Registered: 09/04/06
Posts: 3290
Well, one thing about this comparison is that the high-end digitals are coming close to maturity.

For example, I have a Roland rd700gx, the latest model. I have played many hours on its predecessor, the sx, and there is very little difference in how the two actually play and sound. There are tweaks, such as a new keycap feel, and a wheel rather than up and down buttons on the gx, but the two pianos are essentially the same. If someone changed the keycaps of either, and I closed my eyes, I do not think I could tell the difference.

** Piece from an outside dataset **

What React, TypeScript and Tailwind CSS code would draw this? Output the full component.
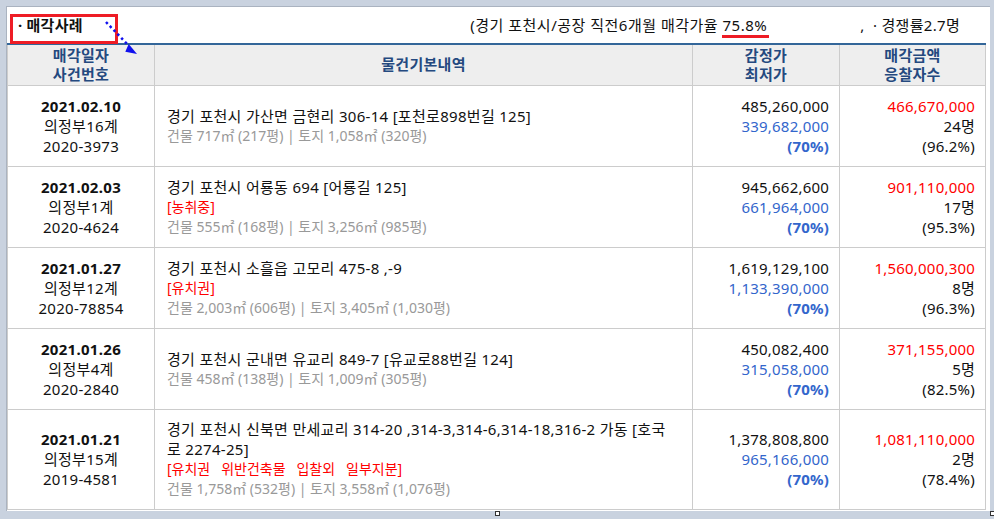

So I think it is difficult to imagine the technology getting radically better to the point that ten years from now we will have as great a leap in improvement as the last 15 or so years has given.

And that is not a problem, because both Rolands play and sound wonderful, quite a bit better than the average entry-level cheap acoustic, and certainly leagues ahead of any worn and/or unmaintaned acoustic of any size or configuration.

But compare those two Roland dps to a digital of ten or fifteen years ago, and the older generation instruments are notably inferior.

So I think that the high-end dp of today (not the cheapies) are like washing machines...the technology of washing clothes was mature decades ago.

All the manufacturers do to "improve" today's washing machines is change the color, add a few tweaks, more cycles, etc, but today's washing machine functions basically the same, and does realistically no greatly better job at washing clothes than a ten year old or twenty year old machine.

(Before anyone flames me, I love and prefer acoustics, as long as they are really good, and impeccably regulated. But clunker and junker and cheapo acoustics, even top tier ones that are unmaintained, and thus play and sound horrible, you can keep them all. Also, I have a dp because it is impractical to move a 700 pound piano to gigs, which is where I use the dp.) Thanks.
_________________________
Music teacher and Blues piano player.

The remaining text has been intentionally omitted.